Should I always use the same easing for enter and exit animations of the same element? Not necessarily. A pattern called asymmetric animation — using ease-out for entrances and ease-in for exits — often produces cleaner UX because entrances need to feel like arrivals and exits need to feel like departures. Symmetric ease-in-out is appropriate when the element is traveling back and forth between two equivalent states.

How do I evaluate easing quality without being biased by familiarity? Test with fresh eyes — literally look away and then back, or leave the room and return. Your nervous system has been conditioned by hundreds of hours of UI exposure, which makes it hard to evaluate easing neutrally. Asking someone unfamiliar with your product to evaluate the animation and describe how it feels is one of the most reliable evaluation methods.

Conclusion

Easing functions are the invisible grammar of digital motion. Understanding how specific curves produce specific perceptual effects — and being able to generate the right curve for each context — is what separates motion design that feels accidental from motion design that feels intentional.
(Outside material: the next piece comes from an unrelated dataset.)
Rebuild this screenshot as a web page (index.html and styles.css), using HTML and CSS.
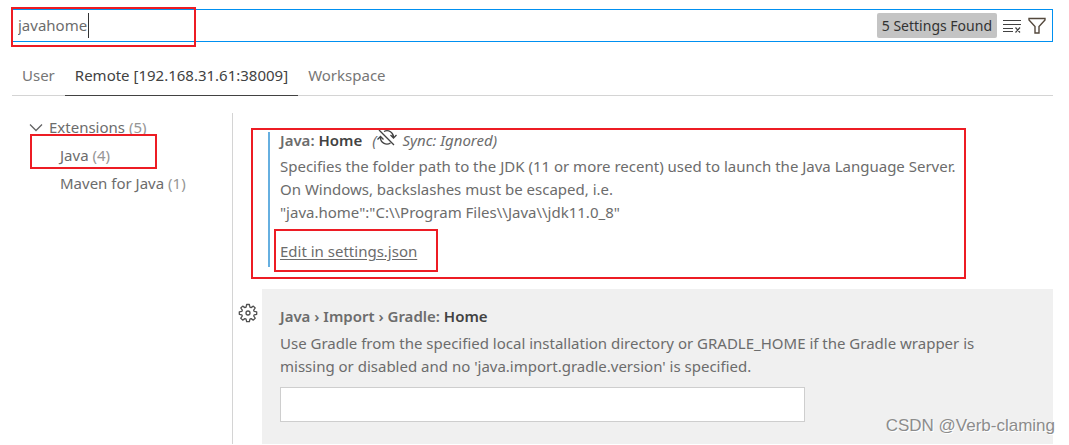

AI Unpacker helps motion designers expand their exploration space, translating verbal descriptions into specific curve parameters and generating variations to test. The most productive workflow is iterative: describe the feel you want, evaluate what AI generates, refine your description based on what you learned, and repeat until you have the exact curve your project needs.

Your next step is to take one animation in your current project that feels slightly off and run it through the basic easing exploration prompt in this guide. Try three different curve options, evaluate each in context, and document what you learn about the relationship between curve parameters and perceived quality.